Roger Ressmeyer
Roger Ressmeyer’s brilliant career as a photojournalist has its roots in his childhood fascination with space exploration. In 1962, when Roger was eight years old, John Glenn became America’s first man in orbit and captured young Ressmeyer’s imagination. By the age of eleven, Roger was building elaborate model rockets, polishing optics for telescopes he built by hand, and photographing the stars from his backyard at night. In the years since that time, Roger’s diverse subjects have included musicians, authors, earthquakes, and volcanoes. However, his chronicling of the heavens and human endeavors in space remains the work for which he is best known and to which he brings unparalleled originality and beauty.
Roger’s professional career as a photographer began in San Francisco in 1975, shortly after his graduation from Yale University. For the first ten years of his career, Ressmeyer focused upon stars of another sort – celebrities. During that time, he photographed hundreds of rock stars, musicians, writers, poets, politicians, scientists, philosophers and business leaders. His work appeared on record albums and book jackets, and in national publications, such as People Weekly and Rolling Stone.
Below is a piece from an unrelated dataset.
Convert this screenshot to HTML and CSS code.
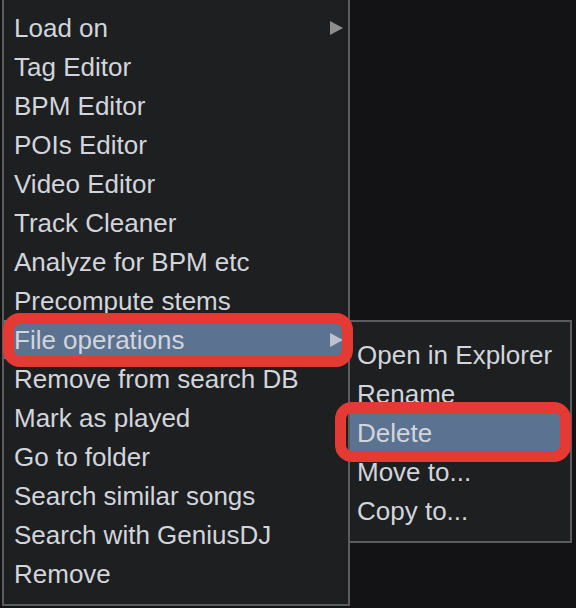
FILE: index.html
```html
<!DOCTYPE html>
<html lang="en">
<head>
    <meta charset="UTF-8">
    <meta name="viewport" content="width=device-width, initial-scale=1.0">
    <title>Context menu</title>
    <link rel="stylesheet" href="styles.css">
</head>
<body>
    <div class="menu">
        <div class="item sub">Load on<span class="arrow"></span></div>
        <div class="item">Tag Editor</div>
        <div class="item">BPM Editor</div>
        <div class="item">POIs Editor</div>
        <div class="item">Video Editor</div>
        <div class="item">Track Cleaner</div>
        <div class="item">Analyze for BPM etc</div>
        <div class="item">Precompute stems</div>
        <div class="item sub active marked">File operations<span class="arrow"></span>
            <div class="submenu">
                <div class="item">Open in Explorer</div>
                <div class="item">Rename</div>
                <div class="item active marked">Delete</div>
                <div class="item">Move to...</div>
                <div class="item">Copy to...</div>
            </div>
        </div>
        <div class="item">Remove from search DB</div>
        <div class="item">Mark as played</div>
        <div class="item">Go to folder</div>
        <div class="item">Search similar songs</div>
        <div class="item">Search with GeniusDJ</div>
        <div class="item">Remove</div>
    </div>
</body>
</html>
```

FILE: styles.css
```css
body {
    margin: 0;
    background-color: #131315;
    font-family: "Liberation Sans", Arial, sans-serif;
    font-size: 26px;
    color: #d2d5db;
}

.menu {
    box-sizing: border-box;
    width: 348px;
    margin-left: 2px;
    padding: 8px 0 11px;
    background-color: #1e1f21;
    border: 2px solid #5c5c5e;
    border-top: none;
}

.item {
    position: relative;
    display: flex;
    align-items: center;
    height: 39px;
    padding-top: 2px;
    box-sizing: border-box;
    padding-left: 10px;
    white-space: nowrap;
}

.arrow {
    margin-left: auto;
    margin-right: 5px;
    margin-top: -2px;
    width: 0;
    height: 0;
    border-top: 7px solid transparent;
    border-bottom: 7px solid transparent;
    border-left: 13px solid #8e8e8e;
}

.active {
    background-color: #5b7291;
}

.active > .arrow {
    border-left-color: #bcc4d0;
}

.marked::after {
    content: "";
    position: absolute;
    top: -7px;
    right: -5px;
    bottom: -8px;
    left: -1px;
    border: 11px solid #e53a33;
    border-radius: 17px;
    pointer-events: none;
    z-index: 2;
}

.submenu {
    position: absolute;
    top: 0;
    left: 100%;
    box-sizing: border-box;
    width: 224px;
    padding: 13px 0 11px;
    background-color: #1e1f21;
    border: 2px solid #5c5c5e;
    color: #d2d5db;
    z-index: 1;
}

.submenu .item {
    padding-left: 7px;
}

.submenu .marked::after {
    top: -11px;
    right: -1px;
    bottom: -10px;
    left: -15px;
}
```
But despite his early success as a celebrity and portrait photographer, Roger was drawn back to his childhood love of space and science. In the early 1980’s he began to turn his cameras once again to the night sky and things scientific. During this time, Roger’s frequent clients included Life, Time, Newsweek, Discover, Smithsonian, The New York Times Magazine, Stern and Geo. Later, from 1987 through 1995, Roger worked nearly full time on picture stories for National Geographic Magazine. From such assignments, Ressmeyer produced a breathtaking body of award-winning work.
In 1995, intrigued and lured by the opportunity to participate in the convergence of photography and computer technology, Ressmeyer sold his photography collection and stock photo business to Bill Gates’ Corbis Corporation. For the next three years, Ressmeyer worked at Corbis developing content acquisition and distribution strategy, as well as quality standards for digital imagery.
Since 1999, Ressmeyer has been a Vice President of Getty Images where his primary responsibilities include corporate strategy, business development, and photographer relations. In his free time, Ressmeyer is a member of Canon’s celebrated Explorers of Light program. He lectures frequently at industry events, and produces innovative still and motion imagery. Roger’s cameras, however, have found a new and compelling star to capture – his photogenic toddler, Ryan.